YarnsandFibers News Bureau 2014-07-19 14:00:00 – New Delhi

Textile & Apparel sector in India is an important contributor to the national economy in terms of direct and indirect employment generation and net foreign exchange earnings, contributing 4% to India’s GDP in 2012, the sector has also attracted direct foreign investments worth USD 1.11 billion from April 2000 to February 2014.


Currently, the overall textile and apparel sector accounts for about 24% of world’s spindle capacity and 8% of global rotor capacity and is expected to touch USD 223 billion by 2021.


The key driver of the growth of this segment is the growing population; the most significant change has been seen in the demand of man-made fiber production which recorded an increase of 4% during the period from April 2013 to February 2014. Furthermore, the apparel market in India saw a rise in cotton yarn production of about 10% during the same forecast period. The total cloth production by the mill sector registered 9% growth and cloth production by loom and hosiery increased by 2% and 9% simultaneously.


Driven by the increased consumer demand for quality products, the organized apparel segment is also expected to experience growth at a CAGR of more than 13% in the coming years. India is already a leading player in the textile and apparel sector.


The changing lifestyle, increased focus on quality, rising disposable income as well as greater export demand is fuelling the demand for textile products in India. The diverse range of products and vertically integrated supply chain will also act as some of the major drivers that will contribute towards the growth of the sector.

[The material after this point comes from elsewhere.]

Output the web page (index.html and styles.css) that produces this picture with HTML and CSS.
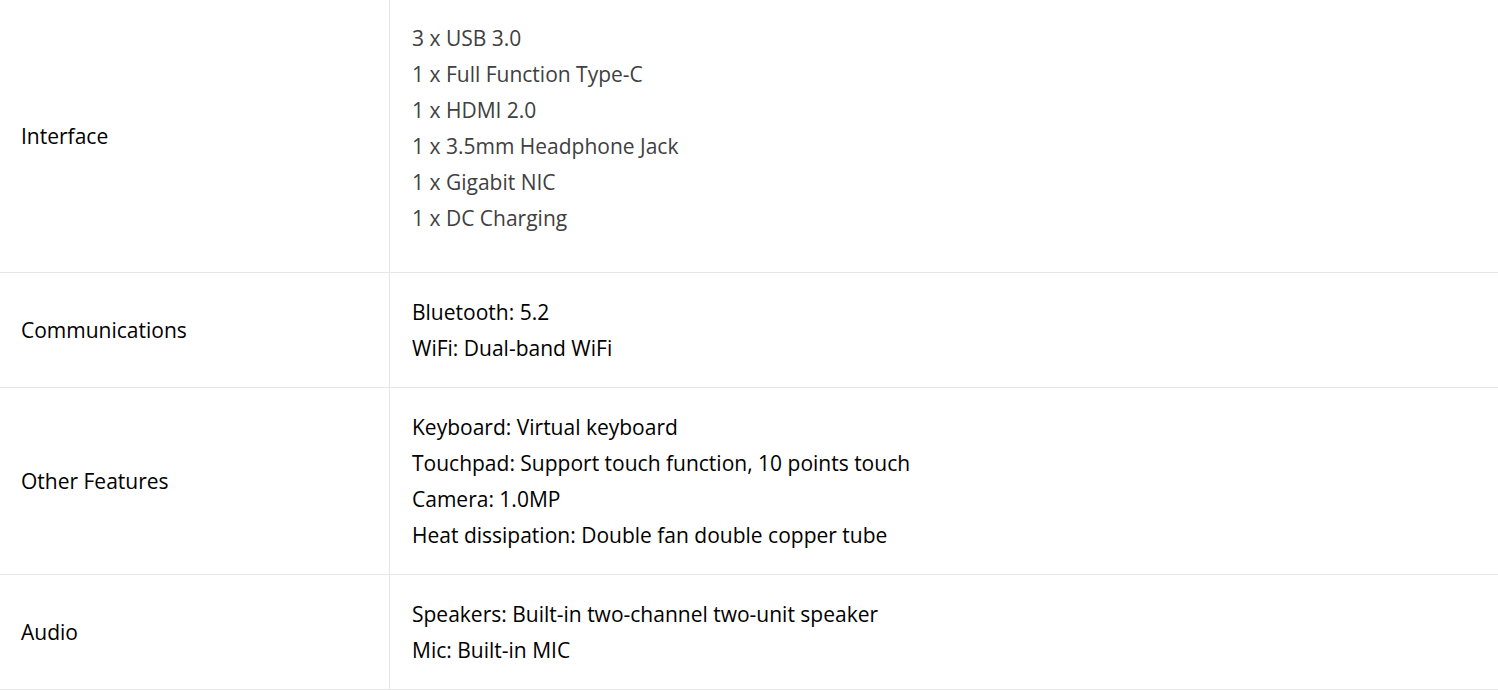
FILE: index.html
```html
<!DOCTYPE html>
<html>
<head>
<meta charset="utf-8">
<link rel="stylesheet" href="styles.css">
</head>
<body>
<table class="spec">
  <tbody>
    <tr>
      <td class="label">Interface</td>
      <td class="value value-first muted">
        <p>3 x USB 3.0</p>
        <p>1 x Full Function Type-C</p>
        <p>1 x HDMI 2.0</p>
        <p>1 x 3.5mm Headphone Jack</p>
        <p>1 x Gigabit NIC</p>
        <p>1 x DC Charging</p>
      </td>
    </tr>
    <tr>
      <td class="label">Communications</td>
      <td class="value">
        <p>Bluetooth: 5.2</p>
        <p>WiFi: Dual-band WiFi</p>
      </td>
    </tr>
    <tr>
      <td class="label">Other Features</td>
      <td class="value">
        <p>Keyboard: Virtual keyboard</p>
        <p>Touchpad: Support touch function, 10 points touch</p>
        <p>Camera: 1.0MP</p>
        <p>Heat dissipation: Double fan double copper tube</p>
      </td>
    </tr>
    <tr>
      <td class="label">Audio</td>
      <td class="value">
        <p>Speakers: Built-in two-channel two-unit speaker</p>
        <p>Mic: Built-in MIC</p>
      </td>
    </tr>
  </tbody>
</table>
</body>
</html>
```
FILE: styles.css
```css
html, body {
  margin: 0;
  padding: 0;
  background: #fff;
}
body {
  font-family: "Open Sans", "Liberation Sans", sans-serif;
  font-size: 21px;
  line-height: 36px;
  color: #000;
}
.spec {
  width: 100%;
  border-collapse: collapse;
  margin-top: -1px;
}
.spec td {
  border-top: 1px solid #e6e6e6;
  border-bottom: 1px solid #e6e6e6;
  vertical-align: middle;
}
.spec td.label {
  width: 368px;
  padding: 21px 0 21px 21px;
  border-right: 1px solid #e6e6e6;
}
.spec td.value {
  padding: 21px 21px 21px 22px;
}
.spec td.value-first {
  padding-top: 20px;
  padding-bottom: 36px;
}
.muted {
  color: #404040;
}
.value p {
  margin: 0;
}
```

The recent proposed hike in FDI limit in multi-brand retail will also encourage investments from international players in the sector, which is expected to be worth USD 220 billion by 2020. Furthermore, as customers worldwide start buying apparels from India, the sector will identify its vast potential to yield business, bringing in more investments along the entire value chain – from the agricultural production to the final manufactured goods. Besides the FDI hike, the government of India is also attracting foreign investments through promotional visits to countries like France, Germany, Italy and Japan.


The textile export currently stands at USD 28.53 billion in 2013-2014 from USD 24.90 billion in 2012-2013, recording a growth of 14.58% in the same period. Within the next three years, the garments export is expected to touch USD 60 billion mainly with the support provided by the government.